(Problem to work on) Make an exact copy of all the entries, but do not reproduce the pictures.

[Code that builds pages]
• • •
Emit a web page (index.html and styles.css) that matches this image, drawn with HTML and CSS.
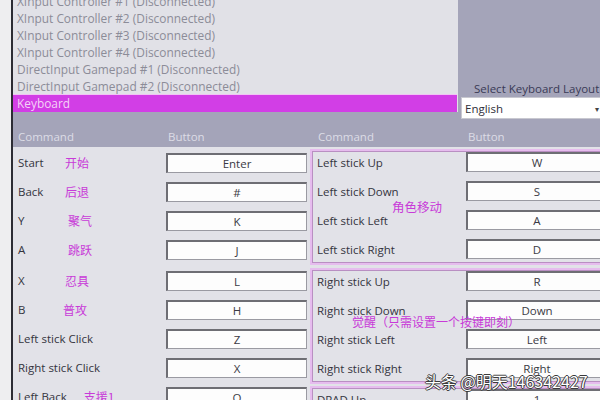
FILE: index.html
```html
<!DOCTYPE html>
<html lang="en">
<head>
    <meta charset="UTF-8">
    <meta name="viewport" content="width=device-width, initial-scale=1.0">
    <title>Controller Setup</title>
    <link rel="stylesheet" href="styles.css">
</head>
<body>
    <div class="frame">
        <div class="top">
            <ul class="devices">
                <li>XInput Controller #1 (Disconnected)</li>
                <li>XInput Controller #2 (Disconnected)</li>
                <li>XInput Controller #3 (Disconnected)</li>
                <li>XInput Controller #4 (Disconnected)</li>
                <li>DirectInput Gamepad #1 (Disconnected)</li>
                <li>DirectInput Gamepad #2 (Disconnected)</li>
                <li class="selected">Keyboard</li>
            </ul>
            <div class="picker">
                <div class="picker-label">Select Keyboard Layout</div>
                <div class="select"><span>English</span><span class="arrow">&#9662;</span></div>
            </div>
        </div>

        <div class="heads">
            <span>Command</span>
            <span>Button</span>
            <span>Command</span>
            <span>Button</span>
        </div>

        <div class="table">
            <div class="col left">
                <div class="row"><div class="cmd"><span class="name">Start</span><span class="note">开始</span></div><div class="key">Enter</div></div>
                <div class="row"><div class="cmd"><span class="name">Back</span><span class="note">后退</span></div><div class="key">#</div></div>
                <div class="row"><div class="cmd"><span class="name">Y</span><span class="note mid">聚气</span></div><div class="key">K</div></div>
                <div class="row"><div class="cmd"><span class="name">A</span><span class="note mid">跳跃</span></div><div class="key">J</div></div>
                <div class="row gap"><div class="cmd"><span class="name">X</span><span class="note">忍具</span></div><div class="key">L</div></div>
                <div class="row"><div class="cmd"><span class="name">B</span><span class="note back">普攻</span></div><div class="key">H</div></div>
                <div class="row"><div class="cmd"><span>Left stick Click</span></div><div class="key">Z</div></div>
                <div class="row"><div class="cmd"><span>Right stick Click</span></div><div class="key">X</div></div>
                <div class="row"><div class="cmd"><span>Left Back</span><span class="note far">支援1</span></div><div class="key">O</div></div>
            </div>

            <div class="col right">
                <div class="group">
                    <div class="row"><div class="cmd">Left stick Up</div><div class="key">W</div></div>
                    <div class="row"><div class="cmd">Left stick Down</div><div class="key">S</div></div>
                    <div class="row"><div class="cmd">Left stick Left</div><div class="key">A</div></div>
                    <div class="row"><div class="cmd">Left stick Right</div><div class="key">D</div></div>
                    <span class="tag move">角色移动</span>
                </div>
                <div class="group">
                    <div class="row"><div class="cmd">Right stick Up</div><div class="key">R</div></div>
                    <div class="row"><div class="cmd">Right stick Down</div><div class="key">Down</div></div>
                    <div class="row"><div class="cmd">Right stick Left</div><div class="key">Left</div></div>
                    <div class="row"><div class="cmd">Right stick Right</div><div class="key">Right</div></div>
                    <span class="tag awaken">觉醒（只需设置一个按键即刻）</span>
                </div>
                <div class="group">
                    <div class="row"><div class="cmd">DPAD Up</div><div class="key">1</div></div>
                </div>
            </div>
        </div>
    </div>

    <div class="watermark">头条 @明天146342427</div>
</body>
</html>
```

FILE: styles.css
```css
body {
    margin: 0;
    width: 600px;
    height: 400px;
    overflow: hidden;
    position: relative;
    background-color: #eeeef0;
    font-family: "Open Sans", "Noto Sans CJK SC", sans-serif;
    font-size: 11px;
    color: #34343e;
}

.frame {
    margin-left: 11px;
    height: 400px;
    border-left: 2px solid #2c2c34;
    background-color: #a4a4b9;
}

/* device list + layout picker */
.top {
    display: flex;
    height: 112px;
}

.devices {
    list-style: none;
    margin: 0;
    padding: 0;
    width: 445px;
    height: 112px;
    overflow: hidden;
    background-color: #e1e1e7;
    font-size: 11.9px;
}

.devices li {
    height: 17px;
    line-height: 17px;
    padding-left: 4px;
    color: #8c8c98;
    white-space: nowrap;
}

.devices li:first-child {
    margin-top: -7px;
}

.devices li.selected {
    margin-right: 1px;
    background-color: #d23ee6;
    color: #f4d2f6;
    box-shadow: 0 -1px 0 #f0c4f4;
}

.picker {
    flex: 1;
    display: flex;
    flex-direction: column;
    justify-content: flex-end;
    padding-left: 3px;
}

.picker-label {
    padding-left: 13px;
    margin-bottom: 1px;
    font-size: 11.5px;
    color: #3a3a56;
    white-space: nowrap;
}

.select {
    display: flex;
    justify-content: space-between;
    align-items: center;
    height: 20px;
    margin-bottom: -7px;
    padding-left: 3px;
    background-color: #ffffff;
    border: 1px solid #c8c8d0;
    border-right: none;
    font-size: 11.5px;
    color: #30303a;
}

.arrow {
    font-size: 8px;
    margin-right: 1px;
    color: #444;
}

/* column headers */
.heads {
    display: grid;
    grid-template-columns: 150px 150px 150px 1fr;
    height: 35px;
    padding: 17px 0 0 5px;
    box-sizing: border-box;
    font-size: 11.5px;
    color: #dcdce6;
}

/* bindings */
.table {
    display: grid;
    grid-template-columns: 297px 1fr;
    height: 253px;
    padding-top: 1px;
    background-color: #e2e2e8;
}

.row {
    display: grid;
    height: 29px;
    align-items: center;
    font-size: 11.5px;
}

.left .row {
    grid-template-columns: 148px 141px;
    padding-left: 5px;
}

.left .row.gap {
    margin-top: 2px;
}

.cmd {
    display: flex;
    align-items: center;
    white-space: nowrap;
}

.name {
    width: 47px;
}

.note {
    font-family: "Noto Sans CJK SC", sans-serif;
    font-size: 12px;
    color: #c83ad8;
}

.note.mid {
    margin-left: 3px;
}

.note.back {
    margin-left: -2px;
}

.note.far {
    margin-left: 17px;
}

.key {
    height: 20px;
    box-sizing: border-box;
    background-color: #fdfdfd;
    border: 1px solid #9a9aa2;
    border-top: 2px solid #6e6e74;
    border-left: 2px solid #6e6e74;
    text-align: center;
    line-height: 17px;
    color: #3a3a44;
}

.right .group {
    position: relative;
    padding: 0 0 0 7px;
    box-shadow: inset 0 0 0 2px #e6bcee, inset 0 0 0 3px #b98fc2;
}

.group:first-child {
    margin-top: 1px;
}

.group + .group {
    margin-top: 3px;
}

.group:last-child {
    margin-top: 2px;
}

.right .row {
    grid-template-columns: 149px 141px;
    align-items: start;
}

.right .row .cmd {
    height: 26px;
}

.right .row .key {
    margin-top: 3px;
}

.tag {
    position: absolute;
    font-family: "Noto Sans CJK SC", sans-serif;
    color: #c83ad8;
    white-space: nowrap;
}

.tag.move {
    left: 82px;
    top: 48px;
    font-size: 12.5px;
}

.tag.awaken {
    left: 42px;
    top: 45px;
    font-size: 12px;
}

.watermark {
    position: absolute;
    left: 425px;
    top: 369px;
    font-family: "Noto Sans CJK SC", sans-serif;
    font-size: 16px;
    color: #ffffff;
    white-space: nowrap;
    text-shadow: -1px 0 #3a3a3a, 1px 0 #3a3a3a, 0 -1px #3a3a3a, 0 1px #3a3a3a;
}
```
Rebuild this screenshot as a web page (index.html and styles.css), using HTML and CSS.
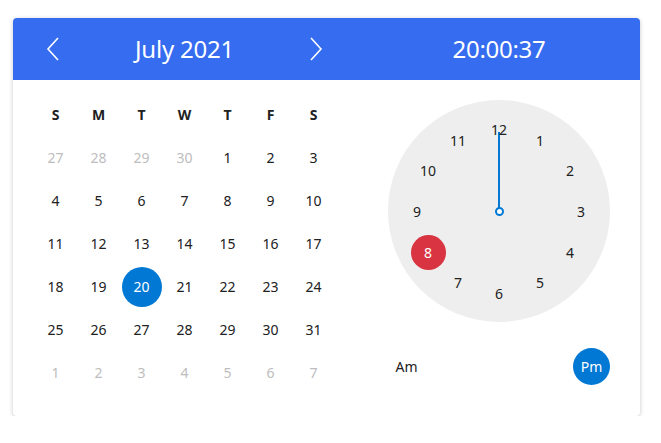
• • •
(Exercise result)
Emit a web page (index.html and styles.css) that matches this image, drawn with HTML and CSS.
FILE: index.html
```html
<!DOCTYPE html>
<html lang="en">
<head>
    <meta charset="UTF-8">
    <meta name="viewport" content="width=device-width, initial-scale=1.0">
    <title>Controller Setup</title>
    <link rel="stylesheet" href="styles.css">
</head>
<body>
    <div class="frame">
        <div class="top">
            <ul class="devices">
                <li>XInput Controller #1 (Disconnected)</li>
                <li>XInput Controller #2 (Disconnected)</li>
                <li>XInput Controller #3 (Disconnected)</li>
                <li>XInput Controller #4 (Disconnected)</li>
                <li>DirectInput Gamepad #1 (Disconnected)</li>
                <li>DirectInput Gamepad #2 (Disconnected)</li>
                <li class="selected">Keyboard</li>
            </ul>
            <div class="picker">
                <div class="picker-label">Select Keyboard Layout</div>
                <div class="select"><span>English</span><span class="arrow">&#9662;</span></div>
            </div>
        </div>

        <div class="heads">
            <span>Command</span>
            <span>Button</span>
            <span>Command</span>
            <span>Button</span>
        </div>

        <div class="table">
            <div class="col left">
                <div class="row"><div class="cmd"><span class="name">Start</span><span class="note">开始</span></div><div class="key">Enter</div></div>
                <div class="row"><div class="cmd"><span class="name">Back</span><span class="note">后退</span></div><div class="key">#</div></div>
                <div class="row"><div class="cmd"><span class="name">Y</span><span class="note mid">聚气</span></div><div class="key">K</div></div>
                <div class="row"><div class="cmd"><span class="name">A</span><span class="note mid">跳跃</span></div><div class="key">J</div></div>
                <div class="row gap"><div class="cmd"><span class="name">X</span><span class="note">忍具</span></div><div class="key">L</div></div>
                <div class="row"><div class="cmd"><span class="name">B</span><span class="note back">普攻</span></div><div class="key">H</div></div>
                <div class="row"><div class="cmd"><span>Left stick Click</span></div><div class="key">Z</div></div>
                <div class="row"><div class="cmd"><span>Right stick Click</span></div><div class="key">X</div></div>
                <div class="row"><div class="cmd"><span>Left Back</span><span class="note far">支援1</span></div><div class="key">O</div></div>
            </div>

            <div class="col right">
                <div class="group">
                    <div class="row"><div class="cmd">Left stick Up</div><div class="key">W</div></div>
                    <div class="row"><div class="cmd">Left stick Down</div><div class="key">S</div></div>
                    <div class="row"><div class="cmd">Left stick Left</div><div class="key">A</div></div>
                    <div class="row"><div class="cmd">Left stick Right</div><div class="key">D</div></div>
                    <span class="tag move">角色移动</span>
                </div>
                <div class="group">
                    <div class="row"><div class="cmd">Right stick Up</div><div class="key">R</div></div>
                    <div class="row"><div class="cmd">Right stick Down</div><div class="key">Down</div></div>
                    <div class="row"><div class="cmd">Right stick Left</div><div class="key">Left</div></div>
                    <div class="row"><div class="cmd">Right stick Right</div><div class="key">Right</div></div>
                    <span class="tag awaken">觉醒（只需设置一个按键即刻）</span>
                </div>
                <div class="group">
                    <div class="row"><div class="cmd">DPAD Up</div><div class="key">1</div></div>
                </div>
            </div>
        </div>
    </div>

    <div class="watermark">头条 @明天146342427</div>
</body>
</html>
```

FILE: styles.css
```css
body {
    margin: 0;
    width: 600px;
    height: 400px;
    overflow: hidden;
    position: relative;
    background-color: #eeeef0;
    font-family: "Open Sans", "Noto Sans CJK SC", sans-serif;
    font-size: 11px;
    color: #34343e;
}

.frame {
    margin-left: 11px;
    height: 400px;
    border-left: 2px solid #2c2c34;
    background-color: #a4a4b9;
}

/* device list + layout picker */
.top {
    display: flex;
    height: 112px;
}

.devices {
    list-style: none;
    margin: 0;
    padding: 0;
    width: 445px;
    height: 112px;
    overflow: hidden;
    background-color: #e1e1e7;
    font-size: 11.9px;
}

.devices li {
    height: 17px;
    line-height: 17px;
    padding-left: 4px;
    color: #8c8c98;
    white-space: nowrap;
}

.devices li:first-child {
    margin-top: -7px;
}

.devices li.selected {
    margin-right: 1px;
    background-color: #d23ee6;
    color: #f4d2f6;
    box-shadow: 0 -1px 0 #f0c4f4;
}

.picker {
    flex: 1;
    display: flex;
    flex-direction: column;
    justify-content: flex-end;
    padding-left: 3px;
}

.picker-label {
    padding-left: 13px;
    margin-bottom: 1px;
    font-size: 11.5px;
    color: #3a3a56;
    white-space: nowrap;
}

.select {
    display: flex;
    justify-content: space-between;
    align-items: center;
    height: 20px;
    margin-bottom: -7px;
    padding-left: 3px;
    background-color: #ffffff;
    border: 1px solid #c8c8d0;
    border-right: none;
    font-size: 11.5px;
    color: #30303a;
}

.arrow {
    font-size: 8px;
    margin-right: 1px;
    color: #444;
}

/* column headers */
.heads {
    display: grid;
    grid-template-columns: 150px 150px 150px 1fr;
    height: 35px;
    padding: 17px 0 0 5px;
    box-sizing: border-box;
    font-size: 11.5px;
    color: #dcdce6;
}

/* bindings */
.table {
    display: grid;
    grid-template-columns: 297px 1fr;
    height: 253px;
    padding-top: 1px;
    background-color: #e2e2e8;
}

.row {
    display: grid;
    height: 29px;
    align-items: center;
    font-size: 11.5px;
}

.left .row {
    grid-template-columns: 148px 141px;
    padding-left: 5px;
}

.left .row.gap {
    margin-top: 2px;
}

.cmd {
    display: flex;
    align-items: center;
    white-space: nowrap;
}

.name {
    width: 47px;
}

.note {
    font-family: "Noto Sans CJK SC", sans-serif;
    font-size: 12px;
    color: #c83ad8;
}

.note.mid {
    margin-left: 3px;
}

.note.back {
    margin-left: -2px;
}

.note.far {
    margin-left: 17px;
}

.key {
    height: 20px;
    box-sizing: border-box;
    background-color: #fdfdfd;
    border: 1px solid #9a9aa2;
    border-top: 2px solid #6e6e74;
    border-left: 2px solid #6e6e74;
    text-align: center;
    line-height: 17px;
    color: #3a3a44;
}

.right .group {
    position: relative;
    padding: 0 0 0 7px;
    box-shadow: inset 0 0 0 2px #e6bcee, inset 0 0 0 3px #b98fc2;
}

.group:first-child {
    margin-top: 1px;
}

.group + .group {
    margin-top: 3px;
}

.group:last-child {
    margin-top: 2px;
}

.right .row {
    grid-template-columns: 149px 141px;
    align-items: start;
}

.right .row .cmd {
    height: 26px;
}

.right .row .key {
    margin-top: 3px;
}

.tag {
    position: absolute;
    font-family: "Noto Sans CJK SC", sans-serif;
    color: #c83ad8;
    white-space: nowrap;
}

.tag.move {
    left: 82px;
    top: 48px;
    font-size: 12.5px;
}

.tag.awaken {
    left: 42px;
    top: 45px;
    font-size: 12px;
}

.watermark {
    position: absolute;
    left: 425px;
    top: 369px;
    font-family: "Noto Sans CJK SC", sans-serif;
    font-size: 16px;
    color: #ffffff;
    white-space: nowrap;
    text-shadow: -1px 0 #3a3a3a, 1px 0 #3a3a3a, 0 -1px #3a3a3a, 0 1px #3a3a3a;
}
```
Rebuild this screenshot as a web page (index.html and styles.css), using HTML and CSS.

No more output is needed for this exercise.